Even if you manage to search/replace all those names with Notepad++, I don't know how you intend to copy them over to Excel but one by one. Since SO is mainly about programming, I'll provide a code solution. This is Perl, and if you don't know how it works or how to run it, do not despair. It's probably not your language of choice for Windows anyway. You can build this in any programming language really.
#!/usr/bin/perl
use strictures;
use Data::Dump;
my $counts;
while (my $row = <DATA>) {
while ($row =~ m{\b(\w+)/([A-Z]+)}g) {
$counts->{$2}->{$1}++;
}
}
dd $counts;
__DATA__
This is the Showing forth of the Inquiry of Herodotus/PERSON of Halicarnassos/LOCATION,
Output for first paragraph:
{
LOCATION => { Halicarnassos => 1 },
ORGANIZATION => { Barbarians => 1, Hellenes => 1 },
PERSON => { Herodotus => 1 },
}
Let's start with the __DATA__
section at the bottom. I've pasted your complete text file there, but omitted it here for practical reasons. Basically it just reads the file line by line in the first while
loop. The second while
loop applies a regular expression match to each line with the /g
modifier, that lets the regex match multiple times. The pattern means:
NODE EXPLANATION
--------------------------------------------------------------------------------
\b the boundary between a word char (\w) and
something that is not a word char
--------------------------------------------------------------------------------
( group and capture to \1:
--------------------------------------------------------------------------------
\w+ word characters (a-z, A-Z, 0-9, _) (1 or
more times (matching the most amount
possible))
--------------------------------------------------------------------------------
) end of \1
--------------------------------------------------------------------------------
/ '/'
--------------------------------------------------------------------------------
( group and capture to \2:
--------------------------------------------------------------------------------
[A-Z]+ any character of: 'A' to 'Z' (1 or more
times (matching the most amount
possible))
--------------------------------------------------------------------------------
) end of \2
The two capture groups (..)
end up in the variables $1
and $2
. For every word that is found, we put count a value in our data structure $counts
. This is like a GROUP BY
count in SQL. The first key ($2
) is the type (PERSON
, LOCATION
...) and the second key is the actual word.
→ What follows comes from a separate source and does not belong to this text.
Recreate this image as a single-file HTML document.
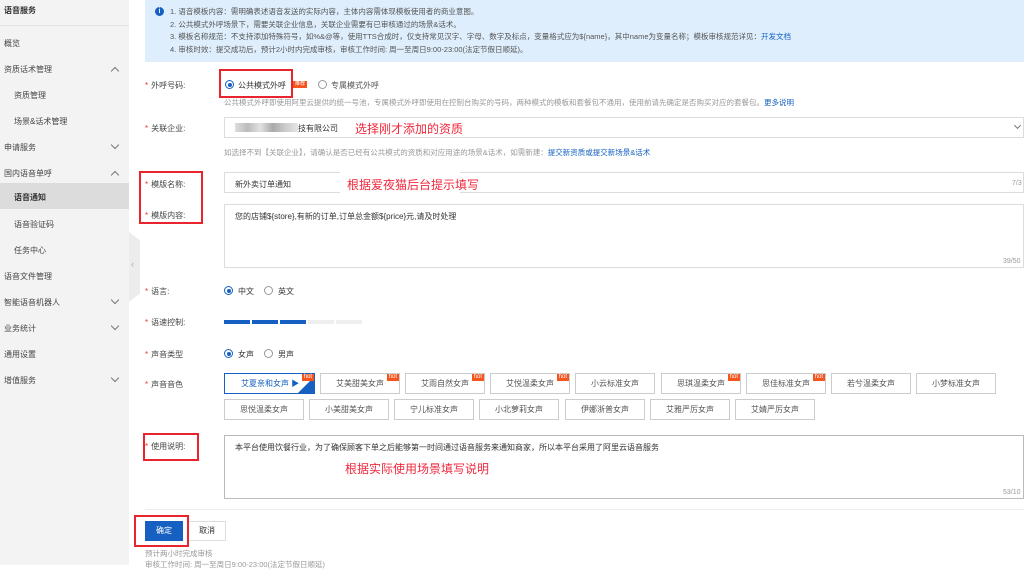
<!DOCTYPE html>
<html><head><meta charset="utf-8"><style>
*{margin:0;padding:0;box-sizing:border-box}
body{width:1024px;height:565px;overflow:hidden;background:#fff;position:relative;font-family:"Liberation Sans","Noto Sans CJK SC",sans-serif;font-size:8px;color:#333}
.a{position:absolute;white-space:nowrap}
.side{position:absolute;left:0;top:0;width:129px;height:565px;background:#f3f3f3}
.si{position:absolute;left:4px;font-size:8px;color:#444}
.sub{left:14px}
.chev{position:absolute;left:112px;width:6px;height:6px;border-left:1px solid #777;border-top:1px solid #777}
.up{transform:rotate(45deg)}.dn{transform:rotate(225deg)}
.lbl{position:absolute;left:145px;font-size:8px;color:#444}
.lbl b{color:#e33;font-weight:normal;margin-right:3px}
.radio{position:absolute;width:9px;height:9px;border-radius:50%;border:1px solid #999;background:#fff}
.radio.on{border-color:#1560c0}
.radio.on:after{content:"";position:absolute;left:1.5px;top:1.5px;width:4px;height:4px;border-radius:50%;background:#1560c0}
.box{position:absolute;border:1px solid #dcdcdc;background:#fff}
.red{position:absolute;border:2px solid #e8252c}
.ann{position:absolute;color:#f0283c;font-size:12px;white-space:nowrap}
.vb{position:absolute;height:21px;width:80px;border:1px solid #ccc;text-align:center;line-height:19px;font-size:8px;color:#555;background:#fff}
.hot{position:absolute;right:0;top:0;background:#f5541e;color:#fff;font-size:6px;line-height:7px;padding:0 2px}
.hint{color:#999;font-size:7.5px}
.blue{color:#1560c0}
</style></head><body>
<div class="side">
<div class="si" style="top:5px;font-weight:bold;color:#333">语音服务</div>
<div style="position:absolute;left:0;top:25px;width:129px;height:1px;background:#e4e4e4"></div>
<div class="si" style="top:38px">概览</div>
<div class="si" style="top:64px">资质话术管理</div><div class="chev up" style="top:68px"></div>
<div class="si sub" style="top:90px">资质管理</div>
<div class="si sub" style="top:116px">场景&amp;话术管理</div>
<div class="si" style="top:142px">申请服务</div><div class="chev dn" style="top:142px"></div>
<div class="si" style="top:168px">国内语音单呼</div><div class="chev up" style="top:172px"></div>
<div style="position:absolute;left:0;top:183px;width:129px;height:26px;background:#dcdcdc"></div>
<div class="si sub" style="top:192px;font-weight:bold;color:#333">语音通知</div>
<div class="si sub" style="top:219px">语音验证码</div>
<div class="si sub" style="top:245px">任务中心</div>
<div class="si" style="top:271px">语音文件管理</div>
<div class="si" style="top:297px">智能语音机器人</div><div class="chev dn" style="top:297px"></div>
<div class="si" style="top:323px">业务统计</div><div class="chev dn" style="top:323px"></div>
<div class="si" style="top:349px">通用设置</div>
<div class="si" style="top:375px">增值服务</div><div class="chev dn" style="top:375px"></div>
</div>
<div style="position:absolute;left:129px;top:232px;width:11px;height:70px;background:#ececec;clip-path:polygon(0 0,100% 12%,100% 88%,0 100%)"></div>
<div class="a" style="left:131px;top:259px;color:#aaa;font-size:9px">‹</div>

<div style="position:absolute;left:145px;top:0;width:879px;height:62px;background:#deeefd"></div>
<div style="position:absolute;left:155px;top:7px;width:9px;height:9px;border-radius:50%;background:#1560c0;color:#fff;font-size:7px;text-align:center;line-height:9px;font-weight:bold">i</div>
<div class="a" style="left:170px;top:6px;font-size:7.5px;color:#555;line-height:12.5px">1. 语音模板内容：需明确表述语音发送的实际内容，主体内容需体现模板使用者的商业意图。<br>2. 公共模式外呼场景下，需要关联企业信息，关联企业需要有已审核通过的场景&amp;话术。<br>3. 模板名称规范：不支持添加特殊符号，如%&amp;@等，使用TTS合成时，仅支持常见汉字、字母、数字及标点，变量格式应为${name}，其中name为变量名称；模板审核规范详见：<span class="blue">开发文档</span><br>4. 审核时效：提交成功后，预计2小时内完成审核，审核工作时间: 周一至周日9:00-23:00(法定节假日顺延)。</div>

<div class="lbl" style="top:80px"><b>*</b>外呼号码:</div>
<div class="radio on" style="left:225px;top:80px"></div>
<div class="a" style="left:238px;top:80px;color:#333">公共模式外呼</div>
<div class="a" style="left:293px;top:81px;background:#f5541e;color:#fff;font-size:5px;padding:0 2px;line-height:7px">推荐</div>
<div class="radio" style="left:318px;top:80px"></div>
<div class="a" style="left:331px;top:80px;color:#555">专属模式外呼</div>
<div class="red" style="left:219px;top:69px;width:74px;height:29px"></div>
<div class="a hint" style="left:224px;top:97px">公共模式外呼即使用阿里云提供的统一号池，专属模式外呼即使用在控制台购买的号码，两种模式的模板和套餐包不通用，使用前请先确定是否购买对应的套餐包。<span class="blue">更多说明</span></div>

<div class="lbl" style="top:123px"><b>*</b>关联企业:</div>
<div class="box" style="left:224px;top:117px;width:800px;height:21px"></div>
<div style="position:absolute;left:235px;top:123px;width:63px;height:9px;background:linear-gradient(90deg,#ddd,#bbb,#e2e2e2,#aaa,#ccc,#e5e5e5)"></div>
<div class="a" style="left:298px;top:123px;color:#333">技有限公司</div>
<div class="ann" style="left:355px;top:120px">选择刚才添加的资质</div>
<div style="position:absolute;left:1015px;top:123px;width:5px;height:5px;border-right:1px solid #777;border-bottom:1px solid #777;transform:rotate(45deg)"></div>
<div class="a hint" style="left:224px;top:147px">如选择不到【关联企业】，请确认是否已经有公共模式的资质和对应用途的场景&amp;话术，如需新建：<span class="blue">提交新资质或提交新场景&amp;话术</span></div>

<div class="lbl" style="top:179px"><b>*</b>模版名称:</div>
<div class="box" style="left:224px;top:172px;width:800px;height:21px"></div>
<div class="a" style="left:235px;top:179px;color:#333">新外卖订单通知</div>
<div style="position:absolute;left:340px;top:172px;width:120px;height:21px;background:#fff"></div>
<div class="ann" style="left:347px;top:176px">根据爱夜猫后台提示填写</div>
<div class="a" style="left:1012px;top:180px;color:#999;font-size:7px">7/3</div>
<div class="lbl" style="top:210px"><b>*</b>模版内容:</div>
<div class="box" style="left:224px;top:204px;width:800px;height:64px"></div>
<div class="a" style="left:235px;top:211px;color:#333">您的店铺${store},有新的订单,订单总金额${price}元,请及时处理</div>
<div class="a" style="left:1003px;top:258px;color:#999;font-size:7px">39/50</div>
<div class="red" style="left:139px;top:171px;width:64px;height:53px"></div>

<div class="lbl" style="top:286px"><b>*</b>语言:</div>
<div class="radio on" style="left:224px;top:286px"></div><div class="a" style="left:238px;top:286px">中文</div>
<div class="radio" style="left:264px;top:286px"></div><div class="a" style="left:278px;top:286px">英文</div>

<div class="lbl" style="top:317px"><b>*</b>语速控制:</div>
<div style="position:absolute;left:224px;top:320px;width:26px;height:4px;background:#1560c0"></div>
<div style="position:absolute;left:252px;top:320px;width:26px;height:4px;background:#1560c0"></div>
<div style="position:absolute;left:280px;top:320px;width:26px;height:4px;background:#1560c0"></div>
<div style="position:absolute;left:308px;top:320px;width:26px;height:4px;background:#eee"></div>
<div style="position:absolute;left:336px;top:320px;width:26px;height:4px;background:#eee"></div>

<div class="lbl" style="top:349px"><b>*</b>声音类型</div>
<div class="radio on" style="left:224px;top:349px"></div><div class="a" style="left:238px;top:349px">女声</div>
<div class="radio" style="left:264px;top:349px"></div><div class="a" style="left:278px;top:349px">男声</div>

<div class="lbl" style="top:379px"><b>*</b>声音音色</div>
<div class="vb" style="left:224px;top:373px;width:91px;border-color:#1560c0;color:#1560c0;text-align:left;padding-left:16px">艾夏亲和女声 ▶<div style="position:absolute;right:0;bottom:0;width:0;height:0;border-left:16px solid transparent;border-bottom:16px solid #1560c0"></div><div class="hot">hot</div></div>
<div class="vb" style="left:320px;top:373px">艾美甜美女声<div class="hot">hot</div></div>
<div class="vb" style="left:405px;top:373px">艾雨自然女声<div class="hot">hot</div></div>
<div class="vb" style="left:490px;top:373px">艾悦温柔女声<div class="hot">hot</div></div>
<div class="vb" style="left:575px;top:373px">小云标准女声</div>
<div class="vb" style="left:661px;top:373px">思琪温柔女声<div class="hot">hot</div></div>
<div class="vb" style="left:746px;top:373px">思佳标准女声<div class="hot">hot</div></div>
<div class="vb" style="left:831px;top:373px">若兮温柔女声</div>
<div class="vb" style="left:916px;top:373px">小梦标准女声</div>
<div class="vb" style="left:224px;top:399px">思悦温柔女声</div>
<div class="vb" style="left:309px;top:399px">小美甜美女声</div>
<div class="vb" style="left:394px;top:399px">宁儿标准女声</div>
<div class="vb" style="left:479px;top:399px">小北萝莉女声</div>
<div class="vb" style="left:565px;top:399px">伊娜浙普女声</div>
<div class="vb" style="left:650px;top:399px">艾雅严厉女声</div>
<div class="vb" style="left:735px;top:399px">艾婧严厉女声</div>

<div class="lbl" style="top:441px"><b>*</b>使用说明:</div>
<div class="red" style="left:143px;top:433px;width:56px;height:28px"></div>
<div class="box" style="left:224px;top:435px;width:800px;height:64px;border-color:#bbb"></div>
<div class="a" style="left:235px;top:442px;color:#333">本平台使用饮餐行业，为了确保顾客下单之后能够第一时间通过语音服务来通知商家，所以本平台采用了阿里云语音服务</div>
<div class="ann" style="left:345px;top:460px">根据实际使用场景填写说明</div>
<div class="a" style="left:1003px;top:489px;color:#999;font-size:7px">53/10</div>

<div style="position:absolute;left:145px;top:509px;width:879px;height:1px;background:#eee"></div>
<div style="position:absolute;left:145px;top:521px;width:38px;height:20px;background:#1560c0;color:#fff;text-align:center;line-height:20px;font-size:8px">确定</div>
<div style="position:absolute;left:188px;top:521px;width:38px;height:20px;border:1px solid #ddd;text-align:center;line-height:18px;font-size:8px;color:#333">取消</div>
<div class="red" style="left:134px;top:515px;width:55px;height:32px"></div>
<div class="a hint" style="left:145px;top:548px">预计两小时完成审核</div>
<div class="a hint" style="left:145px;top:559px">审核工作时间: 周一至周日9:00-23:00(法定节假日顺延)</div>
</body></html>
The ++
operator increments by one.
When we are done, we print it using the Data::Dump module's function dd, which gives us a nice output of counts grouped by type.
Thanks for bearing with me on that little technical ex-course. If it was too technical, try the excellent javascript regex tool regex101.com, where I set it up for you. You should be able to copy/paste from there to Excel. I recommend a browser plugin that lets you copy table columns.